(PROBLEM TO WORK ON)
Pictures in the data below are not part of the copy; transcribe everything else exactly.

(DATA PROVIDED)
━━━━━━━━

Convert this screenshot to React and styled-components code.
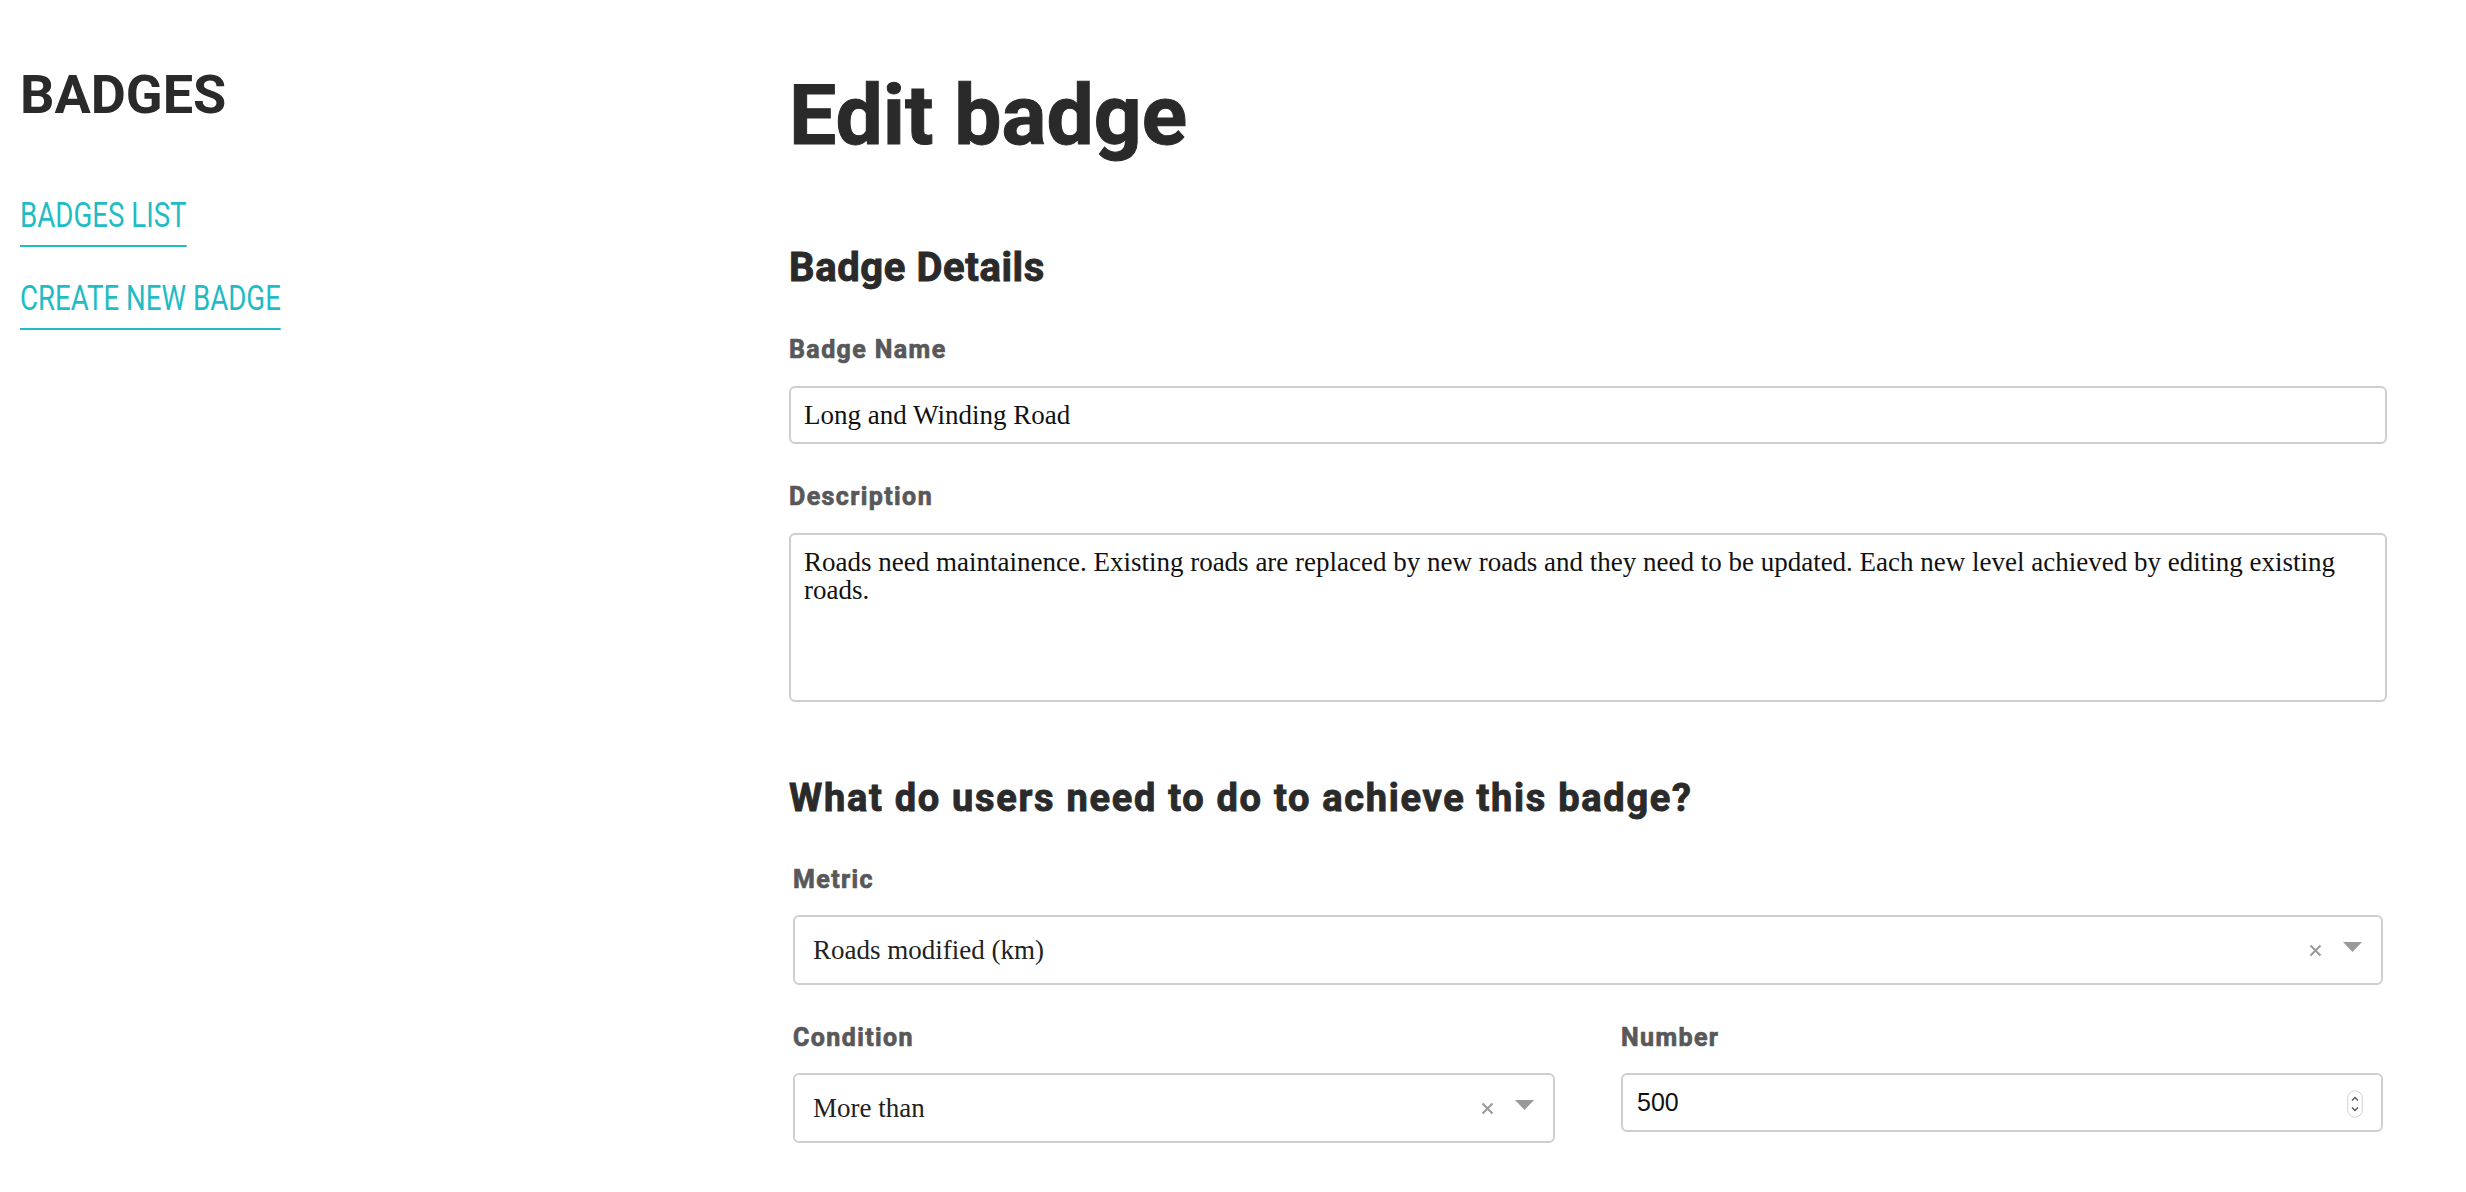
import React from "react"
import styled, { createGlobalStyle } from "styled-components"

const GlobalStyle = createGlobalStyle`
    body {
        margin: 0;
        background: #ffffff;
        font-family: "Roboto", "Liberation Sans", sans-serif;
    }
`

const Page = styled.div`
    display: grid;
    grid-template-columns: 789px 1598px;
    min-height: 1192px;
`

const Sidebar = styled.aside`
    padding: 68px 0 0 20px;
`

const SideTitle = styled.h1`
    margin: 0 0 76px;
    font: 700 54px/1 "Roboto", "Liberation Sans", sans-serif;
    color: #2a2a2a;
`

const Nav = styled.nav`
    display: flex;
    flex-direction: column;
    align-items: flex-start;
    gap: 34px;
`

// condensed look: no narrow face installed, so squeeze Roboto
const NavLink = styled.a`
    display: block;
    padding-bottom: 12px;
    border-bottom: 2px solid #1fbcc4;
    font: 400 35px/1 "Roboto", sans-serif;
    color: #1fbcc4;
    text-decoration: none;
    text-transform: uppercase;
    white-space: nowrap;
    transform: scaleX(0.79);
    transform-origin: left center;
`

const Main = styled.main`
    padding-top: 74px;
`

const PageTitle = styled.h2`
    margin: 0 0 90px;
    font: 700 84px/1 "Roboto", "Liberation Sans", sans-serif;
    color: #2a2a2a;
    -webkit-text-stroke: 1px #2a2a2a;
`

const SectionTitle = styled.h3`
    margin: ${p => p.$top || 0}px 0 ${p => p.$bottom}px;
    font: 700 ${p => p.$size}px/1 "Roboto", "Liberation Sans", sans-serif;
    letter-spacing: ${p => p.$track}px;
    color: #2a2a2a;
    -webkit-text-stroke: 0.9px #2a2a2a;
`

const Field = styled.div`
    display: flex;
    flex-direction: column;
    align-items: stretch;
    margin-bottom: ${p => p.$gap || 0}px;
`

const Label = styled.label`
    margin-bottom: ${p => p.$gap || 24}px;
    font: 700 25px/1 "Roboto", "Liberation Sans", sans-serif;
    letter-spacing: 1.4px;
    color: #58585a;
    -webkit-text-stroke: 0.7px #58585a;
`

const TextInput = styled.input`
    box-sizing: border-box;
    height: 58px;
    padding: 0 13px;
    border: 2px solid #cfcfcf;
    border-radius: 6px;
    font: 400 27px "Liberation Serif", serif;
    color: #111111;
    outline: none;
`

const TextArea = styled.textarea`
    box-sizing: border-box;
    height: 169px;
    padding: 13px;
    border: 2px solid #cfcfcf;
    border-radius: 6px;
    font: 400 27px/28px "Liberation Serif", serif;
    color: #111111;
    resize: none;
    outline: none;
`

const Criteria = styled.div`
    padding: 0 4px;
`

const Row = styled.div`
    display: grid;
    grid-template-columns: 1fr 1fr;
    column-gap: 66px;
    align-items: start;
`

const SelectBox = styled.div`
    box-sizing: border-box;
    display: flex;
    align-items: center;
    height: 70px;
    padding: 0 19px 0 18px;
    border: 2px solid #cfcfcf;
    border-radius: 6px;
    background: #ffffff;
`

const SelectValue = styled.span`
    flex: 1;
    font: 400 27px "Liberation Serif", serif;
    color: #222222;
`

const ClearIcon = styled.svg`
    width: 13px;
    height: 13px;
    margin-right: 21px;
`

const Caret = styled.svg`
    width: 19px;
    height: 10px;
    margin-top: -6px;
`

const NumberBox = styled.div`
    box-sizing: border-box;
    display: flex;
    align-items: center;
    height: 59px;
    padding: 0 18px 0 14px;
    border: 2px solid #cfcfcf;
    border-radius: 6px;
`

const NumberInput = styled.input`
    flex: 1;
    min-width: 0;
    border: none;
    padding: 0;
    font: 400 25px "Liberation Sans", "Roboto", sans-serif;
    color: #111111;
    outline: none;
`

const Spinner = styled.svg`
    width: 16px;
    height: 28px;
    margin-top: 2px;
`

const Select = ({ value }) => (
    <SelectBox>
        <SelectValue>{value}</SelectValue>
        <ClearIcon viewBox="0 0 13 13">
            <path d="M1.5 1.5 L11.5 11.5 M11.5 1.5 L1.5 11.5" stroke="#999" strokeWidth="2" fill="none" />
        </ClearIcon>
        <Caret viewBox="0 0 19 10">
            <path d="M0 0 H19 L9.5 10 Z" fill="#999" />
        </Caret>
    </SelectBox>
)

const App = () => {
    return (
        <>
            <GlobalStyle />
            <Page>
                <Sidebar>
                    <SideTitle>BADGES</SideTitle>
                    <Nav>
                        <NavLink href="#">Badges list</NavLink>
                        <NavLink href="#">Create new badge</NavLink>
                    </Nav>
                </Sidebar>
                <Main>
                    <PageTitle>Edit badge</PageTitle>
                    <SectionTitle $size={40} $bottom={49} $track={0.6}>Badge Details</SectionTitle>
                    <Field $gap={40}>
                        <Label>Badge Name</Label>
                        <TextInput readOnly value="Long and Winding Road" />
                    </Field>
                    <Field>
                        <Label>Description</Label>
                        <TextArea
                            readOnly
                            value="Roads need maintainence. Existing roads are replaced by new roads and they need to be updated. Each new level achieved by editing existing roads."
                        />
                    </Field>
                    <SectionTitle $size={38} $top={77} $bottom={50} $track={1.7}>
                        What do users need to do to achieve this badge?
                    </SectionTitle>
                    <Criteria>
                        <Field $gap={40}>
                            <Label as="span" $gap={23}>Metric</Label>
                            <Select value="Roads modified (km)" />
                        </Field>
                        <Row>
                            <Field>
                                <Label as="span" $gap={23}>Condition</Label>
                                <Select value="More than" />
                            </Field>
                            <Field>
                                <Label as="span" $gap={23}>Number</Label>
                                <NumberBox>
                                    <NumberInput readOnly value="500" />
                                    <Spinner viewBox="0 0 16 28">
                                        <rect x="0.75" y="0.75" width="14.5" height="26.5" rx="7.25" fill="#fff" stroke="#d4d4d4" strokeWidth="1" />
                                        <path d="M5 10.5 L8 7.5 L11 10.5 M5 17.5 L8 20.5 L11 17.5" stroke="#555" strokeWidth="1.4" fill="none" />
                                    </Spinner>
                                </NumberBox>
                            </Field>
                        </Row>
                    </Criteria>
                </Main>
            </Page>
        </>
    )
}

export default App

━━━━━━━━

(TASK RESULT)
Convert this screenshot to React and styled-components code.
import React from "react"
import styled, { createGlobalStyle } from "styled-components"

const GlobalStyle = createGlobalStyle`
    body {
        margin: 0;
        background: #ffffff;
        font-family: "Roboto", "Liberation Sans", sans-serif;
    }
`

const Page = styled.div`
    display: grid;
    grid-template-columns: 789px 1598px;
    min-height: 1192px;
`

const Sidebar = styled.aside`
    padding: 68px 0 0 20px;
`

const SideTitle = styled.h1`
    margin: 0 0 76px;
    font: 700 54px/1 "Roboto", "Liberation Sans", sans-serif;
    color: #2a2a2a;
`

const Nav = styled.nav`
    display: flex;
    flex-direction: column;
    align-items: flex-start;
    gap: 34px;
`

// condensed look: no narrow face installed, so squeeze Roboto
const NavLink = styled.a`
    display: block;
    padding-bottom: 12px;
    border-bottom: 2px solid #1fbcc4;
    font: 400 35px/1 "Roboto", sans-serif;
    color: #1fbcc4;
    text-decoration: none;
    text-transform: uppercase;
    white-space: nowrap;
    transform: scaleX(0.79);
    transform-origin: left center;
`

const Main = styled.main`
    padding-top: 74px;
`

const PageTitle = styled.h2`
    margin: 0 0 90px;
    font: 700 84px/1 "Roboto", "Liberation Sans", sans-serif;
    color: #2a2a2a;
    -webkit-text-stroke: 1px #2a2a2a;
`

const SectionTitle = styled.h3`
    margin: ${p => p.$top || 0}px 0 ${p => p.$bottom}px;
    font: 700 ${p => p.$size}px/1 "Roboto", "Liberation Sans", sans-serif;
    letter-spacing: ${p => p.$track}px;
    color: #2a2a2a;
    -webkit-text-stroke: 0.9px #2a2a2a;
`

const Field = styled.div`
    display: flex;
    flex-direction: column;
    align-items: stretch;
    margin-bottom: ${p => p.$gap || 0}px;
`

const Label = styled.label`
    margin-bottom: ${p => p.$gap || 24}px;
    font: 700 25px/1 "Roboto", "Liberation Sans", sans-serif;
    letter-spacing: 1.4px;
    color: #58585a;
    -webkit-text-stroke: 0.7px #58585a;
`

const TextInput = styled.input`
    box-sizing: border-box;
    height: 58px;
    padding: 0 13px;
    border: 2px solid #cfcfcf;
    border-radius: 6px;
    font: 400 27px "Liberation Serif", serif;
    color: #111111;
    outline: none;
`

const TextArea = styled.textarea`
    box-sizing: border-box;
    height: 169px;
    padding: 13px;
    border: 2px solid #cfcfcf;
    border-radius: 6px;
    font: 400 27px/28px "Liberation Serif", serif;
    color: #111111;
    resize: none;
    outline: none;
`

const Criteria = styled.div`
    padding: 0 4px;
`

const Row = styled.div`
    display: grid;
    grid-template-columns: 1fr 1fr;
    column-gap: 66px;
    align-items: start;
`

const SelectBox = styled.div`
    box-sizing: border-box;
    display: flex;
    align-items: center;
    height: 70px;
    padding: 0 19px 0 18px;
    border: 2px solid #cfcfcf;
    border-radius: 6px;
    background: #ffffff;
`

const SelectValue = styled.span`
    flex: 1;
    font: 400 27px "Liberation Serif", serif;
    color: #222222;
`

const ClearIcon = styled.svg`
    width: 13px;
    height: 13px;
    margin-right: 21px;
`

const Caret = styled.svg`
    width: 19px;
    height: 10px;
    margin-top: -6px;
`

const NumberBox = styled.div`
    box-sizing: border-box;
    display: flex;
    align-items: center;
    height: 59px;
    padding: 0 18px 0 14px;
    border: 2px solid #cfcfcf;
    border-radius: 6px;
`

const NumberInput = styled.input`
    flex: 1;
    min-width: 0;
    border: none;
    padding: 0;
    font: 400 25px "Liberation Sans", "Roboto", sans-serif;
    color: #111111;
    outline: none;
`

const Spinner = styled.svg`
    width: 16px;
    height: 28px;
    margin-top: 2px;
`

const Select = ({ value }) => (
    <SelectBox>
        <SelectValue>{value}</SelectValue>
        <ClearIcon viewBox="0 0 13 13">
            <path d="M1.5 1.5 L11.5 11.5 M11.5 1.5 L1.5 11.5" stroke="#999" strokeWidth="2" fill="none" />
        </ClearIcon>
        <Caret viewBox="0 0 19 10">
            <path d="M0 0 H19 L9.5 10 Z" fill="#999" />
        </Caret>
    </SelectBox>
)

const App = () => {
    return (
        <>
            <GlobalStyle />
            <Page>
                <Sidebar>
                    <SideTitle>BADGES</SideTitle>
                    <Nav>
                        <NavLink href="#">Badges list</NavLink>
                        <NavLink href="#">Create new badge</NavLink>
                    </Nav>
                </Sidebar>
                <Main>
                    <PageTitle>Edit badge</PageTitle>
                    <SectionTitle $size={40} $bottom={49} $track={0.6}>Badge Details</SectionTitle>
                    <Field $gap={40}>
                        <Label>Badge Name</Label>
                        <TextInput readOnly value="Long and Winding Road" />
                    </Field>
                    <Field>
                        <Label>Description</Label>
                        <TextArea
                            readOnly
                            value="Roads need maintainence. Existing roads are replaced by new roads and they need to be updated. Each new level achieved by editing existing roads."
                        />
                    </Field>
                    <SectionTitle $size={38} $top={77} $bottom={50} $track={1.7}>
                        What do users need to do to achieve this badge?
                    </SectionTitle>
                    <Criteria>
                        <Field $gap={40}>
                            <Label as="span" $gap={23}>Metric</Label>
                            <Select value="Roads modified (km)" />
                        </Field>
                        <Row>
                            <Field>
                                <Label as="span" $gap={23}>Condition</Label>
                                <Select value="More than" />
                            </Field>
                            <Field>
                                <Label as="span" $gap={23}>Number</Label>
                                <NumberBox>
                                    <NumberInput readOnly value="500" />
                                    <Spinner viewBox="0 0 16 28">
                                        <rect x="0.75" y="0.75" width="14.5" height="26.5" rx="7.25" fill="#fff" stroke="#d4d4d4" strokeWidth="1" />
                                        <path d="M5 10.5 L8 7.5 L11 10.5 M5 17.5 L8 20.5 L11 17.5" stroke="#555" strokeWidth="1.4" fill="none" />
                                    </Spinner>
                                </NumberBox>
                            </Field>
                        </Row>
                    </Criteria>
                </Main>
            </Page>
        </>
    )
}

export default App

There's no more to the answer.